Hoy se vota, y la gente de orden pide "pasar página" y "hablar de lo que realmente importa". Es un clamor para que el catalán siga cabreado (emprenyat), pero no cabree. Los represores, con su rostro más amable, se sentarán en el Parlament junto a los reprimidos. Nadie quiere ser tildado de “procesista”. Pero para muchísima gente de ese país, el Procés habrá sido la experiencia política más vívida, más auténtica de su vida. Porque tuvo una base profundamente cívica, progresista e integradora. Generó un debate sobre el modelo de país que, de haber podido desarrollarse de forma ordenada, entre catalanes, habría resultado provechoso. La derrota vino cuando las instituciones españolas decidieron que no había nada que debatir, y activaron la represión con la complicidad de quienes habían perdido en las urnas. Una herida que costará cerrar.

El balance es agrio. Porque la imposición de la razón de Estado sobre la autodeterminación ha llenado el país de malhumorados que han optado por la vía de señalar a traidores, abrazar fantasías, refugiarse en la abstención o, en el peor de los casos, flirtear con la extrema derecha autóctona. La parte más activa y comprometida del país, que es la que sacó adelante el Procés, es hoy una masa desorientada a la que le han hecho perder la fe en la democracia, algo que no tiene perdón. ¡Qué cinismo el de los partidos y los medios españoles, que hoy se preguntan, expectantes, si mañana habrá o no mayoría absoluta independentista! ¿Acaso le han dado algún valor, en la última década, al sentido del voto de la población catalana?

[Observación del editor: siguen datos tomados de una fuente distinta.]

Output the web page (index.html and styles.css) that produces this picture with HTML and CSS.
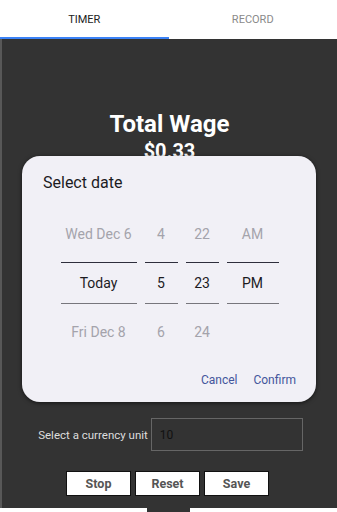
FILE: index.html
```html
<!DOCTYPE html>
<html lang="en">
<head>
    <meta charset="UTF-8">
    <meta name="viewport" content="width=device-width, initial-scale=1.0">
    <title>Wage Timer</title>
    <link rel="stylesheet" href="styles.css">
</head>
<body>
    <div class="app">
        <div class="tabs">
            <div class="tab active">Timer</div>
            <div class="tab">Record</div>
        </div>

        <div class="main">
            <div class="wage">
                <div class="wage-title">Total Wage</div>
                <div class="wage-value">$0.33</div>
            </div>

            <div class="currency-row">
                <label for="currency">Select a currency unit</label>
                <input type="text" id="currency" value="10">
            </div>

            <div class="buttons">
                <button>Stop</button>
                <button>Reset</button>
                <button>Save</button>
            </div>

            <!-- date picker modal -->
            <div class="modal">
                <div class="modal-title">Select date</div>
                <div class="picker">
                    <div class="wheel wheel-date">
                        <div class="wheel-item">Wed Dec 6</div>
                        <div class="wheel-item selected">Today</div>
                        <div class="wheel-item">Fri Dec 8</div>
                    </div>
                    <div class="wheel wheel-num">
                        <div class="wheel-item">4</div>
                        <div class="wheel-item selected">5</div>
                        <div class="wheel-item">6</div>
                    </div>
                    <div class="wheel wheel-num">
                        <div class="wheel-item">22</div>
                        <div class="wheel-item selected">23</div>
                        <div class="wheel-item">24</div>
                    </div>
                    <div class="wheel wheel-ampm">
                        <div class="wheel-item">AM</div>
                        <div class="wheel-item selected">PM</div>
                        <div class="wheel-item"></div>
                    </div>
                </div>
                <div class="modal-actions">
                    <span class="action">Cancel</span>
                    <span class="action">Confirm</span>
                </div>
            </div>
        </div>

        <div class="navbar">
            <div class="nav-handle"></div>
        </div>
    </div>
</body>
</html>
```

FILE: styles.css
```css
html, body {
    margin: 0;
    padding: 0;
    background-color: #ffffff;
    font-family: Roboto, "Noto Sans", Arial, sans-serif;
}

.app {
    width: 337px;
    height: 512px;
    display: flex;
    flex-direction: column;
    overflow: hidden;
}

.tabs {
    display: flex;
    height: 39px;
    background-color: #ffffff;
}

.tab {
    flex: 1;
    display: flex;
    align-items: center;
    justify-content: center;
    font-size: 11px;
    text-transform: uppercase;
    color: #8a8a8a;
    border-bottom: 2px solid transparent;
    box-sizing: border-box;
    padding-top: 1px;
}

.tab.active {
    color: #222222;
    border-bottom-color: #3b82f6;
}

.main {
    position: relative;
    height: 469px;
    background-color: #333333;
    border-left: 2px solid #585858;
    box-sizing: border-box;
    display: flex;
    flex-direction: column;
    align-items: center;
}

.wage {
    margin-top: 71px;
    text-align: center;
    color: #ffffff;
    font-weight: bold;
}

.wage-title {
    font-size: 24px;
    line-height: 28px;
}

.wage-value {
    font-size: 20px;
    line-height: 24px;
    margin-top: 1px;
}

.currency-row {
    margin-top: 255px;
    display: flex;
    align-items: center;
    gap: 3px;
    margin-left: 2px;
}

.currency-row label {
    color: #dddddd;
    font-size: 11.5px;
}

.currency-row input {
    width: 152px;
    height: 33px;
    box-sizing: border-box;
    background-color: #333333;
    border: 1px solid #666666;
    color: #111111;
    font-family: Roboto, Arial, sans-serif;
    font-size: 12px;
    padding: 0 8px;
    outline: none;
}

.buttons {
    margin-top: 20px;
    display: flex;
    gap: 4px;
    margin-left: -4px;
}

.buttons button {
    width: 65px;
    height: 25px;
    background-color: #ffffff;
    border: 1px solid #111111;
    color: #555555;
    font-family: Roboto, Arial, sans-serif;
    font-weight: bold;
    font-size: 12.5px;
    padding: 0;
}

/* modal sits on top of the timer screen */
.modal {
    position: absolute;
    left: 20px;
    top: 117px;
    width: 294px;
    height: 246px;
    box-sizing: border-box;
    background-color: #f1f0f6;
    border-radius: 18px;
    box-shadow: 0 1px 4px rgba(0, 0, 0, 0.6);
    padding: 17px 20px 12px 21px;
    display: flex;
    flex-direction: column;
}

.modal-title {
    font-size: 16px;
    line-height: 20px;
    color: #1c1b1f;
}

.picker {
    margin-top: 17px;
    display: flex;
    justify-content: center;
    gap: 8px;
}

.wheel {
    display: flex;
    flex-direction: column;
}

.wheel-date { width: 76px; }
.wheel-num { width: 33px; }
.wheel-ampm { width: 52px; }

.wheel-item {
    height: 48px;
    line-height: 48px;
    text-align: center;
    font-size: 14px;
    color: #a4a3ab;
    white-space: nowrap;
}

.wheel-item.selected {
    height: 40px;
    line-height: 40px;
    margin: 4px 0;
    color: #1c1b1f;
    border-top: 1px solid #2e2e3c;
    border-bottom: 1px solid #77767c;
}

.modal-actions {
    margin-top: 14px;
    display: flex;
    justify-content: flex-end;
    gap: 16px;
    font-size: 12px;
    line-height: 20px;
}

.action {
    color: #44569c;
}

.navbar {
    height: 4px;
    background-color: #ffffff;
    position: relative;
}

.nav-handle {
    margin-left: 147px;
    width: 43px;
    height: 4px;
    background-color: #333333;
}
```
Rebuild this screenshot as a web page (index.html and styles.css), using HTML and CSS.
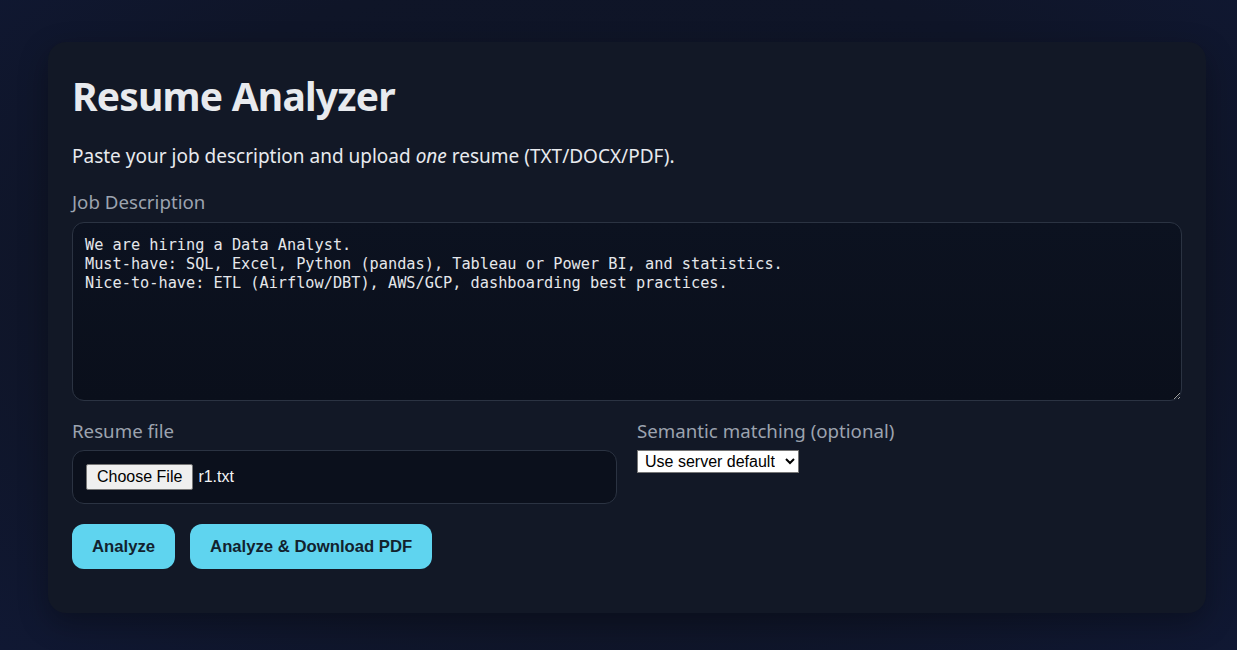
FILE: index.html
```html
<!DOCTYPE html>
<html lang="en">
<head>
<meta charset="utf-8">
<title>Resume Analyzer</title>
<link rel="stylesheet" href="styles.css">
</head>
<body>
<main class="card">
  <h1 class="title">Resume Analyzer</h1>
  <p class="lead">Paste your job description and upload <em>one</em> resume (TXT/DOCX/PDF).</p>
  <label class="label" for="jd">Job Description</label>
  <textarea id="jd" class="jd">We are hiring a Data Analyst.
Must-have: SQL, Excel, Python (pandas), Tableau or Power BI, and statistics.
Nice-to-have: ETL (Airflow/DBT), AWS/GCP, dashboarding best practices.</textarea>
  <div class="row">
    <div class="col">
      <label class="label label-tight">Resume file</label>
      <div class="filebox">
        <span class="filebtn">Choose File</span><span class="filename">r1.txt</span>
      </div>
    </div>
    <div class="col">
      <label class="label label-tight" for="sem">Semantic matching (optional)</label>
      <div>
        <select id="sem" class="select">
          <option>Use server default</option>
        </select>
      </div>
    </div>
  </div>
  <div class="actions">
    <button class="btn">Analyze</button>
    <button class="btn">Analyze &amp; Download PDF</button>
  </div>
</main>
</body>
</html>
```

FILE: styles.css
```css
html, body {
  margin: 0;
  height: 100%;
}
body {
  background: radial-gradient(ellipse at 50% 45%, #0e1424 0%, #0f1528 65%, #101833 100%);
  padding: 42px 31px 0 48px;
  box-sizing: border-box;
  font-family: "Noto Sans", "Open Sans", sans-serif;
  color: #e5e7eb;
}
.card {
  background: #121826;
  border-radius: 18px;
  padding: 24px 24px 44px;
  box-shadow: 0 10px 30px rgba(0, 0, 0, 0.3);
}
.title {
  margin: 0;
  font-size: 39px;
  line-height: 60px;
  font-weight: 700;
  color: #e8eaee;
  letter-spacing: -0.8px;
}
.lead {
  margin: 17px 0 21px;
  font-size: 19px;
  line-height: 26px;
  color: #e8eaee;
}
.label {
  display: block;
  font-size: 18.7px;
  line-height: 24px;
  color: #9ca3af;
  margin-bottom: 8px;
}
.label-tight {
  margin-bottom: 7px;
}
.jd {
  display: block;
  box-sizing: border-box;
  width: 100%;
  height: 179px;
  margin: 0 0 18px;
  padding: 13px 12px;
  background: linear-gradient(180deg, #0c1220, #0a0f1b);
  border: 1px solid #2b3342;
  border-radius: 12px;
  color: #e5e7eb;
  font-family: "DejaVu Sans Mono", "Liberation Mono", monospace;
  font-size: 15.25px;
  line-height: 19px;
  outline: none;
}
.row {
  display: grid;
  grid-template-columns: 1fr 1fr;
  gap: 20px;
}
.filebox {
  box-sizing: border-box;
  height: 54px;
  display: flex;
  align-items: center;
  padding: 0 13px;
  background: #0b101c;
  border: 1px solid #2b3342;
  border-radius: 12px;
  font-family: "Liberation Sans", Arial, sans-serif;
  font-size: 16px;
}
.filebtn {
  box-sizing: border-box;
  height: 26px;
  line-height: 24px;
  padding: 0 10px;
  background: #efefef;
  color: #000;
  border: 1px solid #767676;
  border-radius: 2px;
  margin-right: 5px;
}
.filename {
  color: #f3f4f6;
}
.select {
  margin-top: -3px;
  height: 23px;
  font-family: "Liberation Sans", Arial, sans-serif;
  font-size: 16px;
  background: #fff;
  color: #000;
  border: 1px solid #767676;
  border-radius: 0;
  padding: 0 7px 0 3px;
}
.actions {
  display: flex;
  gap: 15px;
  margin-top: 20px;
}
.btn {
  height: 45px;
  padding: 0 20px;
  border: none;
  border-radius: 12px;
  background: #5fd4ef;
  color: #12222e;
  font-family: "Liberation Sans", Arial, sans-serif;
  font-weight: 700;
  font-size: 16.7px;
}
```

Y sin embargo, no somos un país tan diferente al de 2010. Catalunya es una olla de grillos, pero una olla de grillos granítica, mientras que la coyuntura es delgada como una capa de cebolla. El catalanismo reformador es persistente, y la centralidad española cada vez tiene menos que ver con la nuestra. La mayor ingenuidad es pensar que el fin del Procés es el fin del conflicto. Por lo tanto, que no se alteren más de la cuenta los ilusos enterradores de los que hablaba Francesc Pujols. Cada proceso, por definición, consta de sucesivas etapas. Y la próxima –quizás con otras caras y otras formulaciones– tendrá mucho que agradecer a la anterior.